«La bandiera italiana perde il 3% di navi l’anno per colpa della burocrazia»
La bandiera italiana sta perdendo navi iscritte al registro a un ritmo di circa il 3% l’anno, da ormai molto tempo. A lanciare l’allarme è Confitarma, per bocca del suo direttore generale, Luca Sisto, che richiama, e approfondisce, quanto segnalato dal presidente dell’associazione, Mario Zanetti, nel corso dell’ultima assemblea pubblica, in ottobre. Nel mirino c’è la burocrazia che rende molto più complicato e costoso registrare una nave in Italia, rispetto ad altri Paesi dell’Unione europea.
«Il Registo navale internazionale e la tonnage tax (agevolazione che permette, alle imprese marittime, di avere un regime opzionale forfetario di tassazione per le navi) sono il pilastro fondamentale – chiosa Sisto – per poter navigare con la bandiera italiana e gestire la flotta dall’Italia. Sono condizioni necessarie, insomma, per avere un’industria marittima nazionale; però non sono più condizioni sufficienti. Prova ne è che, pur col registro internazionale, pur con la tonnage tax, la flotta italiana sta diminuendo di un 3% l’anno circa. Perché? La risposta Confitarma l’ha individuata: perché abbiamo un apparato burocratico di registrazione delle navi, in Italia, che costa ormai 300-400mila euro in più, a nave, rispetto a bandiere europee e nostri competitor che hanno regimi amministrativi simili o uguali a quelli che abbiamo noi, cioè registro e tonnage».

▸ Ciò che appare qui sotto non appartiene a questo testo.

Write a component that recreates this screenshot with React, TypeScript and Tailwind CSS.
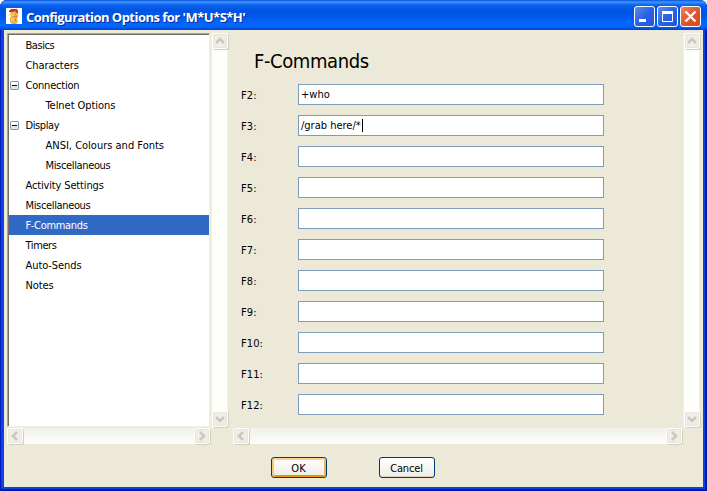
import type { ReactNode } from "react";

type Dir = "up" | "down" | "left" | "right";

const chevrons: Record<Dir, string> = {
  up: "M3 9 L7 5 L11 9",
  down: "M3 5 L7 9 L11 5",
  left: "M9 3 L5 7 L9 11",
  right: "M5 3 L9 7 L5 11",
};

function Arrow({ dir }: { dir: Dir }) {
  return (
    <div className="mb-px mr-px h-[16px] w-[16px] shrink-0 rounded-[2px] border border-white bg-[#eeeee6] shadow-[inset_0_0_0_1px_#e8e6da,1px_1px_0_#d0cfbf]">
      <svg width="14" height="14" viewBox="0 0 14 14" fill="none" stroke="#c9c9be" strokeWidth="2.6">
        <path d={chevrons[dir]} />
      </svg>
    </div>
  );
}

function VBar() {
  return (
    <div className="flex h-[395px] w-[17px] shrink-0 flex-col justify-between border-l border-r border-l-[#f0efe7] border-r-[#f0efe2] bg-[#fefefb]">
      <Arrow dir="up" />
      <Arrow dir="down" />
    </div>
  );
}

function HBar({ className }: { className: string }) {
  return (
    <div className={`flex h-[16px] justify-between bg-gradient-to-b from-[#f0f0e9] to-[#fefefb] ${className}`}>
      <Arrow dir="left" />
      <Arrow dir="right" />
    </div>
  );
}

type Item = { label: string; spacing: string; child?: boolean; open?: boolean; selected?: boolean };

const items: Item[] = [
  { label: "Basics", spacing: "tracking-[-0.42px]" },
  { label: "Characters", spacing: "tracking-[-0.08px]" },
  { label: "Connection", spacing: "tracking-[-0.22px]", open: true },
  { label: "Telnet Options", spacing: "tracking-[-0.05px]", child: true },
  { label: "Display", spacing: "tracking-[-0.4px]", open: true },
  { label: "ANSI, Colours and Fonts", spacing: "tracking-normal", child: true },
  { label: "Miscellaneous", spacing: "tracking-[-0.35px]", child: true },
  { label: "Activity Settings", spacing: "tracking-[-0.15px]" },
  { label: "Miscellaneous", spacing: "tracking-[-0.35px]" },
  { label: "F-Commands", spacing: "tracking-[-0.33px]", selected: true },
  { label: "Timers", spacing: "tracking-[-0.4px]" },
  { label: "Auto-Sends", spacing: "tracking-[-0.08px]" },
  { label: "Notes", spacing: "tracking-[-0.1px]" },
];

function TreeRow({ item }: { item: Item }) {
  return (
    <div className={`flex h-5 items-center ${item.selected ? "bg-[#316ac5] text-white" : ""}`}>
      <div className={`flex shrink-0 items-center pl-px ${item.child ? "w-[36.5px]" : "w-[16.5px]"}`}>
        {item.open && (
          <svg width="9" height="9" viewBox="0 0 9 9">
            <rect x=".5" y=".5" width="8" height="8" rx=".7" fill="#e9e5da" stroke="#7898b5" />
            <path d="M1 1h7v3H1z" fill="#fff" />
            <path d="M2 4.5h5" stroke="#000" />
          </svg>
        )}
      </div>
      <span className={`whitespace-nowrap pt-[2px] leading-5 ${item.spacing}`}>{item.label}</span>
    </div>
  );
}

const fields = [
  ["F2:", "+who"],
  ["F3:", "/grab here/*"],
  ["F4:", ""],
  ["F5:", ""],
  ["F6:", ""],
  ["F7:", ""],
  ["F8:", ""],
  ["F9:", ""],
  ["F10:", ""],
  ["F11:", ""],
  ["F12:", ""],
];

function Caption({ children, close }: { children: ReactNode; close?: boolean }) {
  return (
    <div
      className={`h-[21px] w-[21px] rounded-[3px] border border-white ${
        close
          ? "bg-gradient-to-br from-[#ea8265] via-[#e0552f] to-[#d04a20]"
          : "bg-gradient-to-br from-[#5d8bf0] via-[#2b62e4] to-[#1f55dc]"
      }`}
    >
      <svg width="19" height="19" viewBox="0 0 19 19" fill="none" stroke="#fff">{children}</svg>
    </div>
  );
}

export default function App() {
  return (
    <div className="h-[491px] w-[707px] overflow-hidden bg-white font-['DejaVu_Sans_Condensed','DejaVu_Sans',sans-serif] text-[11px] text-black">
      <div className="flex h-[491px] w-[707px] flex-col overflow-hidden rounded-t-[7px] bg-[#0a45e0] shadow-[inset_1px_0_0_#0018c0,inset_-2px_-2px_0_#0018a8]">
        <header className="flex h-[30px] shrink-0 items-start bg-[linear-gradient(#0a50d8_0,#3d95ff_2px,#0a62ee_5px,#0054e3_10px,#0058eb_17px,#0268ff_24px,#0263f8_27px,#0040c6_30px)] pl-[6px] pr-[6px]">
          <svg className="mt-2 shrink-0" width="16" height="16" viewBox="0 0 16 16">
            <path fill="#fff" d="M0 0h16v16H0z" />
            <path fill="#e8b34b" d="M5 3h6l1 2v4l-1 2 1 3-2 2H6l-2-2V10l1-2-1-2z" />
            <path fill="#f5ca70" d="M6 5h2v3H6zM5 10h3v3H5z" />
            <path fill="#c98b28" d="M9 6h1v1H9zM8 8h3v1H8zM9 11h1v2H9z" />
            <path fill="#cf301c" d="M5 1h6l1 2v2h-1L9 3 7 4H3V3z" />
          </svg>
          <h1 className="ml-1 mt-[6px] flex-1 whitespace-nowrap font-['Open_Sans','Noto_Sans',sans-serif] text-[13px] font-bold leading-[22px] tracking-[-0.52px] text-white [text-shadow:1px_1px_0_#0a2a90]">
            Configuration Options for 'M*U*S*H'
          </h1>
          <div className="mt-[6px] flex gap-[2px]">
            <Caption><path d="M4 13.5h7" strokeWidth="3" /></Caption>
            <Caption><path d="M4.5 4v10.5h10V4" /><path d="M4 5.5h11" strokeWidth="3" /></Caption>
            <Caption close><path d="M4.5 4.5l10 10M14.5 4.5l-10 10" strokeWidth="2.3" /></Caption>
          </div>
        </header>
        <main className="mx-1 h-[457px] shrink-0 bg-[#ece9d8] px-[3px] pt-[3px]">
          <div className="flex h-[411px]">
            <section className="w-[221px] shrink-0">
              <div className="flex h-[395px]">
                <div className="mr-px h-[394px] w-[203px] border-b border-l border-r border-t border-b-[#f1efe2] border-l-[#aca899] border-r-[#f1efe2] border-t-[#aca899] bg-white">
                  <div className="h-[392px] border-l border-t border-[#716f64]">
                    {items.map((item, i) => <TreeRow key={i} item={item} />)}
                  </div>
                </div>
                <VBar />
              </div>
              <HBar className="w-[204px]" />
            </section>
            <section className="ml-[5px] w-[467px] shrink-0">
              <div className="flex h-[395px] justify-between">
                <div className="w-[440px] pl-2">
                  <h2 className="h-[51px] whitespace-nowrap pl-[13px] pt-[14px] text-[20px] leading-[28px] tracking-[-0.4px]">F-Commands</h2>
                  <div className="flex flex-col gap-[10px]">
                    {fields.map(([key, value]) => (
                      <div key={key} className="flex h-[21px]">
                        <span className="w-[57px] shrink-0 leading-[24px] tracking-[0.1px]">{key}</span>
                        <div className="flex h-[21px] w-[306px] items-center border border-[#7f9db9] bg-white pl-[2px]">
                          <span className="leading-[19px]">{value}</span>
                          {key === "F3:" && <i className="ml-px h-[13px] w-px bg-black" />}
                        </div>
                      </div>
                    ))}
                  </div>
                </div>
                <VBar />
              </div>
              <HBar className="w-[450px]" />
            </section>
          </div>
          <div className="flex gap-[52px] pl-[264px] pt-[13px]">
            <button className="h-[21px] w-[56px] rounded-[3px] border border-[#003c74] bg-gradient-to-b from-white to-[#eeece4] pr-px pt-px leading-[19px] shadow-[inset_0_2px_0_#fbd58b,inset_2px_0_0_#f8c875,inset_-2px_0_0_#f0b44e,inset_0_-2px_0_#e59700]">OK</button>
            <button className="h-[21px] w-[56px] rounded-[3px] border border-[#003c74] bg-gradient-to-b from-white to-[#eeece4] pr-px pt-px leading-[19px] tracking-[-0.15px] shadow-[inset_0_-1px_0_#d9d3c8]">Cancel</button>
          </div>
        </main>
      </div>
    </div>
  );
}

Dal 2010 uscite dalla flotta 458 unità
In effetti, guardando le tabelle messe a punto dall’ufficio studi di Confitarma, negli ultimi 15 anni, si vede che la flotta tricolore nel 2010 era ancora in espansione: contava 1.664 unità (+6% sul 2009) pari a 17,3 milioni di tonnellate di stazza lorda (+10%). Già nel 2011, però, inizia il calo: le navi scendono a 1.619 (-3%) mentre il tonnellaggio sale ancora (+8%, a 18,7 milioni: quindi meno unità ma più grandi). La situazione si ripete nel 2012 con -2% di navi (a 1.581) e +2% di tonnellate (19,1 milioni). Ma dal 2013 inizia una discesa sia del numero assoluto di scafi (-1%, a 1.564), sia del tonnellaggio (-2%, a 18,6 milioni) che non si è più fermata. Nel 2024 (ultimo dato disponibile) le navi battenti bandiera italiana sono arrivate a 1.206 (l’anno prima erano 1.237) e la stazza lorda è calata 12,5 milioni di tonnellate (erano 12,7 milioni nel 2023). Dal 2010, insomma, sono uscite dalla flotta 458 unità.
Per porre un freno a questa caduta, «evidentemente – afferma Sisto – dobbiamo lavorare su tutte quelle condizioni di gestione della nave, sotto bandiera italiana o da parte di una società che ha sede in Italia, che non sono più in linea con la competizione dei mercati europei e internazionali. Occorre un patto nazionale per semplificare. E dico semplificare, non deregolamentare; perché le regole noi le vogliamo, ma le vogliamo identiche a quelle che hanno altri Paesi».
«Registrare una nave italiana? Un inferno»
Registrare una nava italiana, aggiunge, «è un inferno. Ad esempio, se non lo fai di giovedì ma ti capita di venerdì e devi mettere insieme i permessi di quattro amministrazioni, rischi di tenere ferma la nave tre giorni in porto senza bandiera, cosa che in un altro Paese marittimo non avviene perché con una mail con un pdf risolvi tutto. Questo avviene a Malta, a Madeira, a Cipro. In Italia no, se sei all’estero devi andare in un consolato che ti rilascia il passavanti provvisorio. E se il consolato è chiuso o magari deve fare i visti per i turisti, non dà neanche l’appuntamento al comandante e quindi la nave non può prendere la bandiera e non si può iscrivere la registro di bandiera. È roba da matti, che non esiste in nessun’altra parte del mondo».